Antes de llamarlo y decirle abuelo se me ocurrió que podía tocar el nudo. Apoyé los dedos sobre la soga, muy pero muy despacio, rozando, hasta que pateó el banco, y el peso hizo tensar la cuerda y la tensión se comunicó con mis dedos y me llegó hasta el hombro.”

En Colgados, una pareja en un auto absorbe todo el instante de la angustia y el frío en una escena que ya es pasado mientras transcurre. En el tercer cuento aparece un gaucho suicida con intentos tragicómicos por ahorcarse.

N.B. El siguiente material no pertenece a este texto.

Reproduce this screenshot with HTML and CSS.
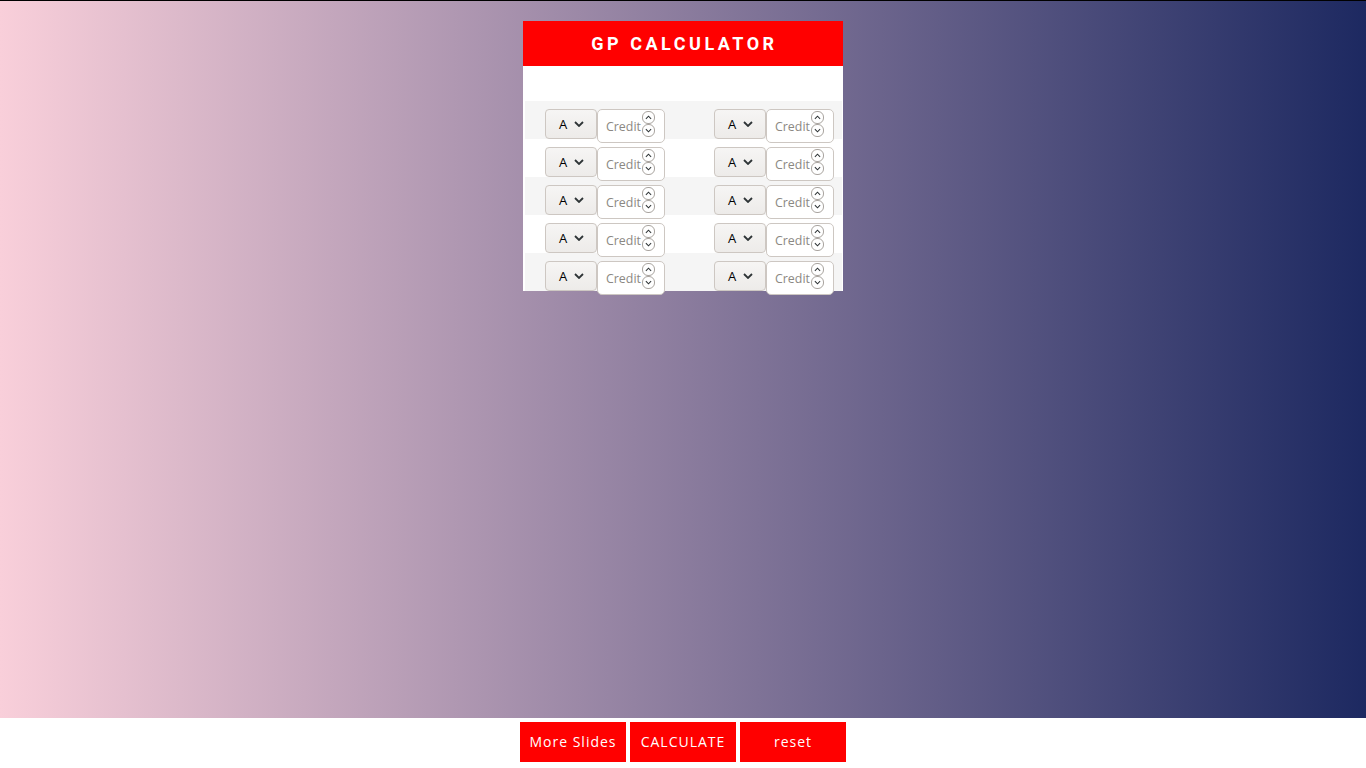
FILE: index.html
```html
<!DOCTYPE html>
<html lang="en">
<head>
<meta charset="utf-8">
<title>GP Calculator</title>
<link rel="stylesheet" href="styles.css">
</head>
<body>
<main class="stage">
  <section class="card">
    <header class="card-head">GP CALCULATOR</header>
    <div class="card-gap"></div>
    <div class="rows">
      <div class="row odd">
        <div class="pair">
          <div class="grade"><span>A</span><svg class="chev" viewBox="0 0 10 6" width="10" height="6"><path d="M1 1l4 4 4-4" fill="none" stroke="#2e3436" stroke-width="1.8"/></svg></div>
          <div class="credit"><input type="text" placeholder="Credit"><div class="spin"><span class="up"><svg viewBox="0 0 8 5" width="7" height="5"><path d="M1 4l3-3 3 3" fill="none" stroke="#2e3436" stroke-width="1.2"/></svg></span><span class="down"><svg viewBox="0 0 8 5" width="7" height="5"><path d="M1 1l3 3 3-3" fill="none" stroke="#2e3436" stroke-width="1.2"/></svg></span></div></div>
        </div>
        <div class="pair">
          <div class="grade"><span>A</span><svg class="chev" viewBox="0 0 10 6" width="10" height="6"><path d="M1 1l4 4 4-4" fill="none" stroke="#2e3436" stroke-width="1.8"/></svg></div>
          <div class="credit"><input type="text" placeholder="Credit"><div class="spin"><span class="up"><svg viewBox="0 0 8 5" width="7" height="5"><path d="M1 4l3-3 3 3" fill="none" stroke="#2e3436" stroke-width="1.2"/></svg></span><span class="down"><svg viewBox="0 0 8 5" width="7" height="5"><path d="M1 1l3 3 3-3" fill="none" stroke="#2e3436" stroke-width="1.2"/></svg></span></div></div>
        </div>
      </div>
      <div class="row">
        <div class="pair">
          <div class="grade"><span>A</span><svg class="chev" viewBox="0 0 10 6" width="10" height="6"><path d="M1 1l4 4 4-4" fill="none" stroke="#2e3436" stroke-width="1.8"/></svg></div>
          <div class="credit"><input type="text" placeholder="Credit"><div class="spin"><span class="up"><svg viewBox="0 0 8 5" width="7" height="5"><path d="M1 4l3-3 3 3" fill="none" stroke="#2e3436" stroke-width="1.2"/></svg></span><span class="down"><svg viewBox="0 0 8 5" width="7" height="5"><path d="M1 1l3 3 3-3" fill="none" stroke="#2e3436" stroke-width="1.2"/></svg></span></div></div>
        </div>
        <div class="pair">
          <div class="grade"><span>A</span><svg class="chev" viewBox="0 0 10 6" width="10" height="6"><path d="M1 1l4 4 4-4" fill="none" stroke="#2e3436" stroke-width="1.8"/></svg></div>
          <div class="credit"><input type="text" placeholder="Credit"><div class="spin"><span class="up"><svg viewBox="0 0 8 5" width="7" height="5"><path d="M1 4l3-3 3 3" fill="none" stroke="#2e3436" stroke-width="1.2"/></svg></span><span class="down"><svg viewBox="0 0 8 5" width="7" height="5"><path d="M1 1l3 3 3-3" fill="none" stroke="#2e3436" stroke-width="1.2"/></svg></span></div></div>
        </div>
      </div>
      <div class="row odd">
        <div class="pair">
          <div class="grade"><span>A</span><svg class="chev" viewBox="0 0 10 6" width="10" height="6"><path d="M1 1l4 4 4-4" fill="none" stroke="#2e3436" stroke-width="1.8"/></svg></div>
          <div class="credit"><input type="text" placeholder="Credit"><div class="spin"><span class="up"><svg viewBox="0 0 8 5" width="7" height="5"><path d="M1 4l3-3 3 3" fill="none" stroke="#2e3436" stroke-width="1.2"/></svg></span><span class="down"><svg viewBox="0 0 8 5" width="7" height="5"><path d="M1 1l3 3 3-3" fill="none" stroke="#2e3436" stroke-width="1.2"/></svg></span></div></div>
        </div>
        <div class="pair">
          <div class="grade"><span>A</span><svg class="chev" viewBox="0 0 10 6" width="10" height="6"><path d="M1 1l4 4 4-4" fill="none" stroke="#2e3436" stroke-width="1.8"/></svg></div>
          <div class="credit"><input type="text" placeholder="Credit"><div class="spin"><span class="up"><svg viewBox="0 0 8 5" width="7" height="5"><path d="M1 4l3-3 3 3" fill="none" stroke="#2e3436" stroke-width="1.2"/></svg></span><span class="down"><svg viewBox="0 0 8 5" width="7" height="5"><path d="M1 1l3 3 3-3" fill="none" stroke="#2e3436" stroke-width="1.2"/></svg></span></div></div>
        </div>
      </div>
      <div class="row">
        <div class="pair">
          <div class="grade"><span>A</span><svg class="chev" viewBox="0 0 10 6" width="10" height="6"><path d="M1 1l4 4 4-4" fill="none" stroke="#2e3436" stroke-width="1.8"/></svg></div>
          <div class="credit"><input type="text" placeholder="Credit"><div class="spin"><span class="up"><svg viewBox="0 0 8 5" width="7" height="5"><path d="M1 4l3-3 3 3" fill="none" stroke="#2e3436" stroke-width="1.2"/></svg></span><span class="down"><svg viewBox="0 0 8 5" width="7" height="5"><path d="M1 1l3 3 3-3" fill="none" stroke="#2e3436" stroke-width="1.2"/></svg></span></div></div>
        </div>
        <div class="pair">
          <div class="grade"><span>A</span><svg class="chev" viewBox="0 0 10 6" width="10" height="6"><path d="M1 1l4 4 4-4" fill="none" stroke="#2e3436" stroke-width="1.8"/></svg></div>
          <div class="credit"><input type="text" placeholder="Credit"><div class="spin"><span class="up"><svg viewBox="0 0 8 5" width="7" height="5"><path d="M1 4l3-3 3 3" fill="none" stroke="#2e3436" stroke-width="1.2"/></svg></span><span class="down"><svg viewBox="0 0 8 5" width="7" height="5"><path d="M1 1l3 3 3-3" fill="none" stroke="#2e3436" stroke-width="1.2"/></svg></span></div></div>
        </div>
      </div>
      <div class="row odd">
        <div class="pair">
          <div class="grade"><span>A</span><svg class="chev" viewBox="0 0 10 6" width="10" height="6"><path d="M1 1l4 4 4-4" fill="none" stroke="#2e3436" stroke-width="1.8"/></svg></div>
          <div class="credit"><input type="text" placeholder="Credit"><div class="spin"><span class="up"><svg viewBox="0 0 8 5" width="7" height="5"><path d="M1 4l3-3 3 3" fill="none" stroke="#2e3436" stroke-width="1.2"/></svg></span><span class="down"><svg viewBox="0 0 8 5" width="7" height="5"><path d="M1 1l3 3 3-3" fill="none" stroke="#2e3436" stroke-width="1.2"/></svg></span></div></div>
        </div>
        <div class="pair">
          <div class="grade"><span>A</span><svg class="chev" viewBox="0 0 10 6" width="10" height="6"><path d="M1 1l4 4 4-4" fill="none" stroke="#2e3436" stroke-width="1.8"/></svg></div>
          <div class="credit"><input type="text" placeholder="Credit"><div class="spin"><span class="up"><svg viewBox="0 0 8 5" width="7" height="5"><path d="M1 4l3-3 3 3" fill="none" stroke="#2e3436" stroke-width="1.2"/></svg></span><span class="down"><svg viewBox="0 0 8 5" width="7" height="5"><path d="M1 1l3 3 3-3" fill="none" stroke="#2e3436" stroke-width="1.2"/></svg></span></div></div>
        </div>
      </div>
    </div>
  </section>
</main>
<footer class="actions">
  <button class="btn" type="button">More Slides</button>
  <button class="btn" type="button">CALCULATE</button>
  <button class="btn" type="button">reset</button>
</footer>
</body>
</html>
```
FILE: styles.css
```css
* { box-sizing: border-box; }
html, body { margin: 0; padding: 0; }
body {
  background: #fff;
  font-family: "Open Sans", "Liberation Sans", sans-serif;
}
.stage {
  height: 718px;
  border-top: 1px solid #000;
  background: linear-gradient(to right, #f9cfda 0%, #1d2961 100%);
  padding-top: 20px;
}
.card {
  width: 320px;
  margin: 0 auto;
  background: #fff;
}
.card-head {
  height: 45px;
  background: #ff0000;
  color: #fff;
  font-family: Roboto, "Liberation Sans", sans-serif;
  font-weight: 700;
  font-size: 18px;
  letter-spacing: 3.5px;
  display: flex;
  align-items: center;
  justify-content: center;
  padding-left: 3px;
}
.card-gap { height: 35px; }
.rows { padding: 0 1px 0 2px; }
.row {
  height: 38px;
  display: flex;
  align-items: flex-start;
  padding: 8px 0 0 20px;
  gap: 49px;
}
.row.odd { background: #f5f5f5; }
.pair { display: flex; }
.grade {
  width: 52px;
  height: 30px;
  border: 1px solid #cdc7c2;
  border-radius: 4px;
  background: linear-gradient(#f6f5f4, #edebe9);
  display: flex;
  align-items: center;
  padding-left: 13px;
  gap: 7px;
  font-size: 13px;
  color: #000;
}
.grade span { line-height: 1; }
.chev { display: block; }
.credit {
  position: relative;
  width: 68px;
  height: 34px;
}
.credit input {
  width: 100%;
  height: 100%;
  border: 1px solid #cdc7c2;
  border-radius: 5px;
  background: #fff;
  padding: 0 0 0 8px;
  font-family: "Open Sans", "Liberation Sans", sans-serif;
  font-size: 12.4px;
  color: #333;
  outline: none;
}
.credit input::placeholder { color: #8b8883; opacity: 1; }
.spin {
  position: absolute;
  left: 45px;
  top: 2px;
  display: flex;
  flex-direction: column;
}
.spin span {
  width: 13px;
  height: 13px;
  border: 1px solid #a9a49f;
  border-radius: 6px;
  display: flex;
  align-items: center;
  justify-content: center;
  background: #fff;
}
.spin svg { display: block; }
.actions {
  height: 50px;
  display: flex;
  justify-content: center;
  gap: 4px;
  padding-top: 4px;
}
.btn {
  width: 106px;
  height: 40px;
  border: 0;
  background: #ff0000;
  color: #fff;
  font-family: "Open Sans", "Liberation Sans", sans-serif;
  font-size: 14px;
  letter-spacing: 1px;
  padding: 0 0 2px;
}
```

Filos de invierno emociona. Es un punto alto del libro. Una profunda evocación de la inutilidad, del paso del tiempo, de la traición. Un padre con sus hijos sentado en la plaza observa como su mujer se acaricia en el bar de enfrente con un viejo conocido del pueblo. En Tanto tiempo afuera el relato hace equilibrio en la frontera de lo escatológico-cotidiano, pero jamás cae en lo bizarro. Hay ternura en esa sordidez en pantuflas porque Vigna tiene un uso de lo coloquial envidiable y preciso la mayoría de las veces.

Le gusta decir que no le convence mucho la posibilidad de llamarse “realista” por el término en sí: le suena un poco pretencioso, algo así como un destino, un lugar alcanzado, y no un proceso que lo lleva a escribir.

En Línea divisoria, se puede alcanzar el horizonte de tanto caminar. Quizás, un intento de alegoría sobre la anhedonia, la concreción de las metas, la nada que espera en cada sueño. La utopía que se devela sosa.